Undici pale da 22 mw di potenza. Undici pale tra uliveti secolari e macchia mozzafiato. In una zona considerata la “plaga dell’ogliarola”, ma che per i giudici romani “non può essere considerata meritevole di tutela perché localizzata tra l’area Pip, la discarica ormai esaurita di rifiuti solidi urbani e l’impianto
di depurazione dei reflui del Comune di Vernole”. E’ così che la Sez. V del Consiglio di Stato spiana la strada al mega eolico di Castrì, rigettando il ricorso degli ambientalisti contro il provvedimento regionale che autorizza la realizzazione della centrale della TARIFA ENERGIA s.r.l.. Contro il progetto era insorta Italia Nostra con la sua Presidente Nazionale. Con il ricorso l’associazione contestava, tra l’altro, la mancanza della valutazione di impatto ambientale, l’interferenza con le specie protette che vivono e nidificano nel sito delle Cesine, nonché la carenza di uno studio di impatto acustico adeguato che tenesse conto dei vari recettori sensibili. Ma già il Tar Lecce aveva rigettato il ricorso di primo grado, confermando la correttezza del procedimento e la fattibilità del progetto. Il Consiglio di Stato si è spinto oltre, perchè, accogliendo le tesi difensive dei difensori della Tarifa, Pietro e Antonio Quinto, ha dichiarato infondato il ricorso d’appello, osservando che l’area interessata dall’intervento, appunto, non sia meritevole di tutela. La distanza tra l’area di intervento e l’area protetta delle Cesine, che varia da 7,5 a 10 km, costituisce ampia garanzia di tutela delle specie presenti nella riserva naturale: né è ipotizzabile, sulla scorta degli studi scientifici acquisiti nel corso del giudizio, che l’area stessa possa essere interessata da flussi migratori. Per quanto riguarda le specie di uccelli presenti nell’area, si tratta in realtà di specie comuni presenti in qualsiasi area vegetata più o meno estesa. Si legge, poi, nella sentenza che non vi era alcuna necessità che l’approvazione del progetto, già sottoposto a screening ambientale, venisse interessato da una ulteriore valutazione di impatto ambientale preventiva. Il ricorso avviato da Italia Nostra è stato persino giudicato temerario e la stessa associazione è stata condannata al pagamento di un indennizzo nei confronti della società proponente.

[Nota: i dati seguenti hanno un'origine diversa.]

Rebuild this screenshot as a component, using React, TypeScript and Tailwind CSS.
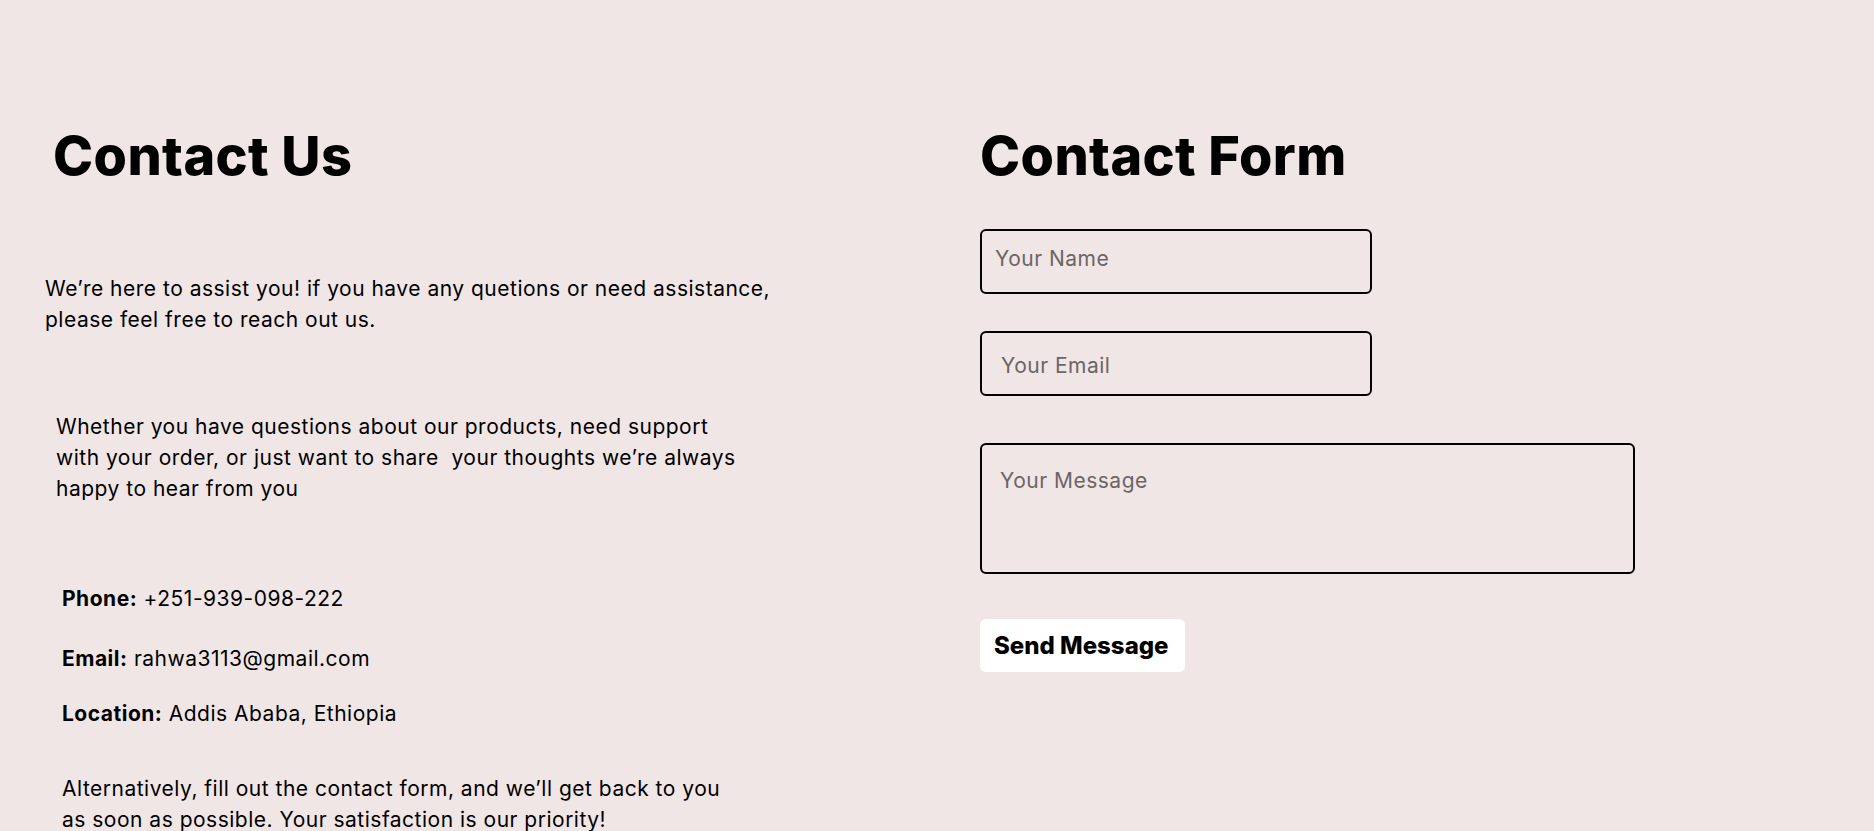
const App = () => {
  const info = [
    { label: "Phone:", value: "+251-939-098-222", mt: "mt-[79px]" },
    { label: "Email:", value: "rahwa3113@gmail.com", mt: "mt-[29px]" },
    { label: "Location:", value: "Addis Ababa, Ethiopia", mt: "mt-[24px]" },
  ];

  return (
    <div className="min-h-[831px] w-full overflow-hidden bg-[#f1e6e6] font-['Inter',sans-serif] text-black">
      <div className="grid grid-cols-2 gap-[86px] px-[45px] pt-[125px]">
        {/* left: contact info */}
        <div>
          <h1 className="ml-[8px] text-[54px] font-extrabold leading-[62px] tracking-[0.4px]">Contact Us</h1>
          <p className="mt-[86px] text-[21px] leading-[31px] tracking-[0.5px]">
            We’re here to assist you! if you have any quetions or need assistance,
            <br />
            please feel free to reach out us.
          </p>
          <p className="ml-[11px] mt-[76px] text-[21px] leading-[31px] tracking-[0.5px]">
            Whether you have questions about our products, need support
            <br />
            with your order, or just want to share&nbsp; your thoughts we’re always
            <br />
            happy to hear from you
          </p>
          <div className="ml-[17px] tracking-[0.5px]">
            {info.map((item) => (
              <p key={item.label} className={`${item.mt} text-[21px] leading-[31px]`}>
                <span className="font-bold">{item.label}</span> {item.value}
              </p>
            ))}
            <p className="mt-[44px] text-[21px] leading-[31px]">
              Alternatively, fill out the contact form, and we’ll get back to you
              <br />
              as soon as possible. Your satisfaction is our priority!
            </p>
          </div>
        </div>

        {/* right: form */}
        <div>
          <h1 className="text-[54px] font-extrabold leading-[62px] tracking-[0.4px]">Contact Form</h1>
          <form className="flex flex-col items-start" onSubmit={(e) => e.preventDefault()}>
            <input
              type="text"
              placeholder="Your Name"
              className="mt-[42px] box-border h-[65px] w-[392px] rounded-[6px] border-2 border-black bg-transparent pb-[20px] pl-[13px] pt-[14px] text-[21px] tracking-[0.5px] outline-none placeholder:text-[#6b6565]"
            />
            <input
              type="email"
              placeholder="Your Email"
              className="mt-[37px] box-border h-[65px] w-[392px] rounded-[6px] border-2 border-black bg-transparent pl-[19px] pt-[3px] text-[21px] tracking-[0.5px] outline-none placeholder:text-[#6b6565]"
            />
            <textarea
              placeholder="Your Message"
              className="mt-[47px] box-border h-[131px] w-[655px] resize-none rounded-[6px] border-2 border-black bg-transparent pl-[18px] pt-[20px] text-[21px] tracking-[0.5px] outline-none placeholder:text-[#6b6565]"
            />
            <button
              type="submit"
              className="mt-[45px] h-[53px] w-[205px] rounded-[6px] bg-white pl-[14px] text-left text-[24px] font-extrabold"
            >
              Send Message
            </button>
          </form>
        </div>
      </div>
    </div>
  );
};

export default App;
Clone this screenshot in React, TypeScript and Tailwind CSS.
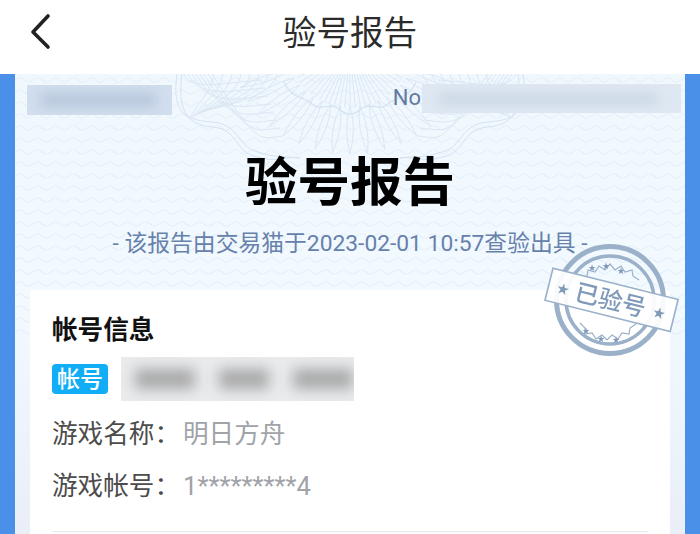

“Questa decisione conferma la correttezza di un progetto che rispetta scrupolosamente le regole fissate dal legislatore statale e regionale- ha commentato l’avvocato Quinto-. Nel progettare l’intervento, la società si è preoccupata di minimizzare l’incidenza dello stesso sul territorio, su flora e fauna. Talvolta, l’argomento della tutela dell’ambiente e dei valori del paesaggio viene utilizzato in assenza di seri presupposti, in modo strumentale e fuorviante. Il Consiglio di Stato ha stigmatizzato tale importazione, condannando giustamente l’Associazione Italia Nostra per lite temeraria”.